**TASK GOAL:** Output the first line of the listing and each line after it, up to and including the line that contains "w-[120px] h-2 rounded-full", exactly as written, minus the pictures.

**DATA BLOCK:**

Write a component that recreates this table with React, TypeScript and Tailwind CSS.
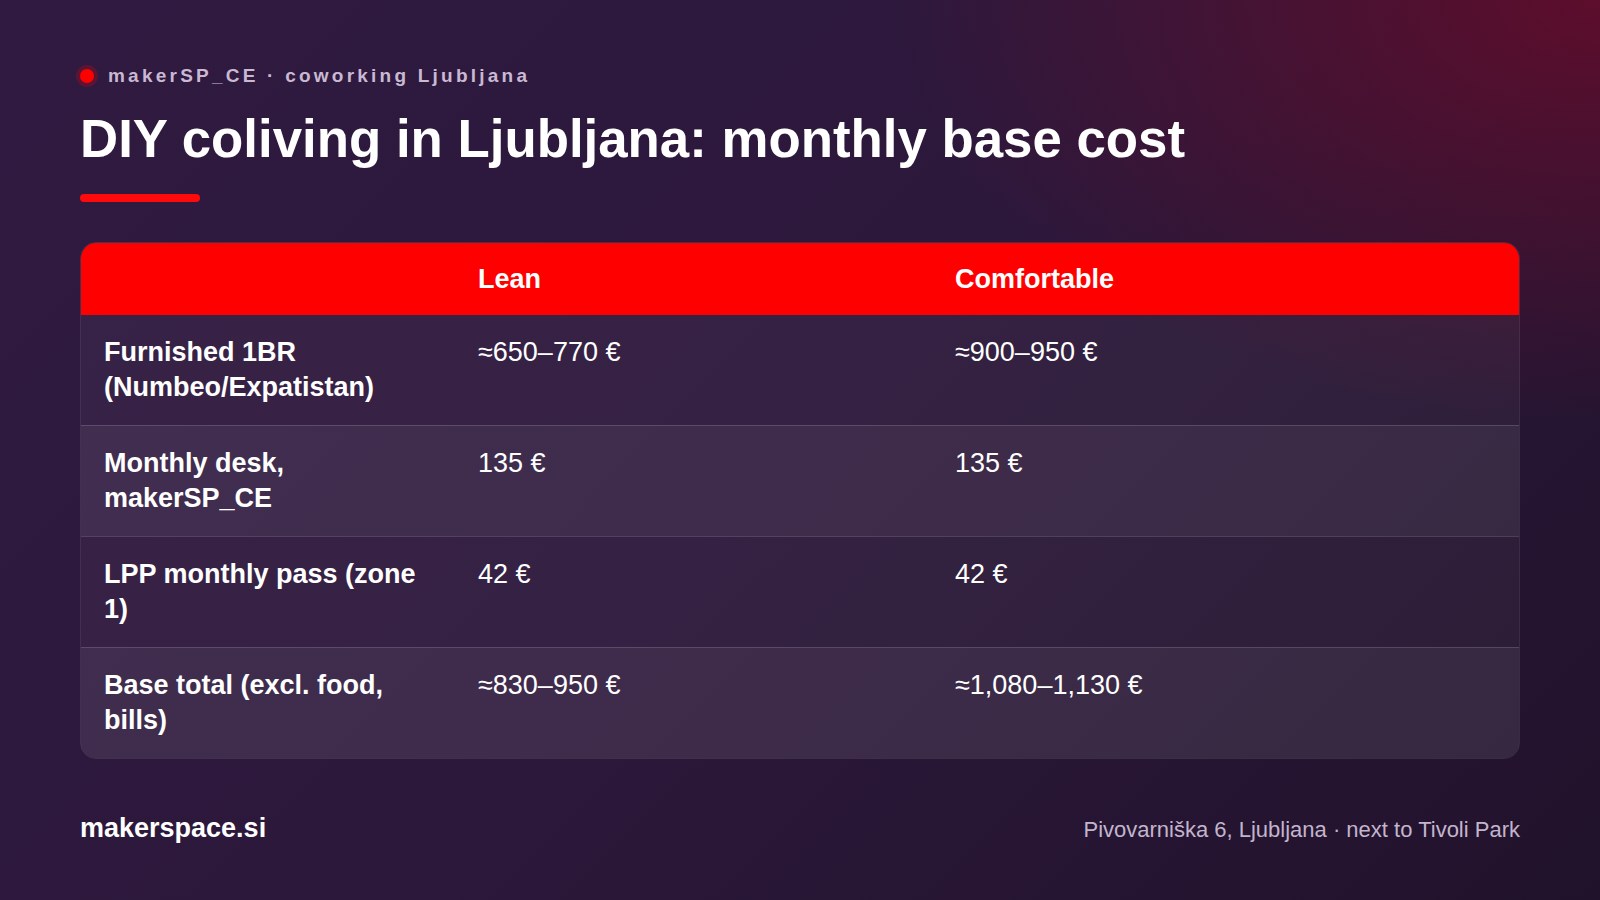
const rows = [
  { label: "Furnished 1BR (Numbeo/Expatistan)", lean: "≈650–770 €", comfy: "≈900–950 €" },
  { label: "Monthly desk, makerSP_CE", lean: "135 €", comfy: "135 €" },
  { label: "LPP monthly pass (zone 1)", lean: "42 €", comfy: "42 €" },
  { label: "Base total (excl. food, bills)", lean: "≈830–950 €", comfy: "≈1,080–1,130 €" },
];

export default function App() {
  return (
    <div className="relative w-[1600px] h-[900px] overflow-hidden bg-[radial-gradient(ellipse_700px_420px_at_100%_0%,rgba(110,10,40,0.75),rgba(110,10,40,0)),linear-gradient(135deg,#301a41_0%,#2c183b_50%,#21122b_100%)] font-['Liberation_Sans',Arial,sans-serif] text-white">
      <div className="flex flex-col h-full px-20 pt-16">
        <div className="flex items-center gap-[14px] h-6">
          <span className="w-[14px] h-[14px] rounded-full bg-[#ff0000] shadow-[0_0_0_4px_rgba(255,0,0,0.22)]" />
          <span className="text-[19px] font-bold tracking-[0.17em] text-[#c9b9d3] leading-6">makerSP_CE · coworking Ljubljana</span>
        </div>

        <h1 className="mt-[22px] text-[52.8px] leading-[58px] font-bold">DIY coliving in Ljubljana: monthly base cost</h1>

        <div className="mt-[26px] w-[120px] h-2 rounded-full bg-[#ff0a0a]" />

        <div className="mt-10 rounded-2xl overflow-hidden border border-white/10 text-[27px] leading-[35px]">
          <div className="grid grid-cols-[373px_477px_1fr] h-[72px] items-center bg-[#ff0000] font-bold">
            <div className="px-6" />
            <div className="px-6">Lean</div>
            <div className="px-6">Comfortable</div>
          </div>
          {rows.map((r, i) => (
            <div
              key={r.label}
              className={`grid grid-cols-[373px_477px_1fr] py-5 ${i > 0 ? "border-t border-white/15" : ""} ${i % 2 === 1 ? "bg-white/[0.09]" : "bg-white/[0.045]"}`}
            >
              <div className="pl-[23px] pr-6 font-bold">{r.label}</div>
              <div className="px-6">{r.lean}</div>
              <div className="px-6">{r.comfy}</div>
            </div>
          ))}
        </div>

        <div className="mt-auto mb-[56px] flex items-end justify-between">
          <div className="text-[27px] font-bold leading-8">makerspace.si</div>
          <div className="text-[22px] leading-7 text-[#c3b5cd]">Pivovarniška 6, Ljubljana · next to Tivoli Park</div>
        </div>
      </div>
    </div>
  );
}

**RESULT:**
Write a component that recreates this table with React, TypeScript and Tailwind CSS.
const rows = [
  { label: "Furnished 1BR (Numbeo/Expatistan)", lean: "≈650–770 €", comfy: "≈900–950 €" },
  { label: "Monthly desk, makerSP_CE", lean: "135 €", comfy: "135 €" },
  { label: "LPP monthly pass (zone 1)", lean: "42 €", comfy: "42 €" },
  { label: "Base total (excl. food, bills)", lean: "≈830–950 €", comfy: "≈1,080–1,130 €" },
];

export default function App() {
  return (
    <div className="relative w-[1600px] h-[900px] overflow-hidden bg-[radial-gradient(ellipse_700px_420px_at_100%_0%,rgba(110,10,40,0.75),rgba(110,10,40,0)),linear-gradient(135deg,#301a41_0%,#2c183b_50%,#21122b_100%)] font-['Liberation_Sans',Arial,sans-serif] text-white">
      <div className="flex flex-col h-full px-20 pt-16">
        <div className="flex items-center gap-[14px] h-6">
          <span className="w-[14px] h-[14px] rounded-full bg-[#ff0000] shadow-[0_0_0_4px_rgba(255,0,0,0.22)]" />
          <span className="text-[19px] font-bold tracking-[0.17em] text-[#c9b9d3] leading-6">makerSP_CE · coworking Ljubljana</span>
        </div>

        <h1 className="mt-[22px] text-[52.8px] leading-[58px] font-bold">DIY coliving in Ljubljana: monthly base cost</h1>

        <div className="mt-[26px] w-[120px] h-2 rounded-full bg-[#ff0a0a]" />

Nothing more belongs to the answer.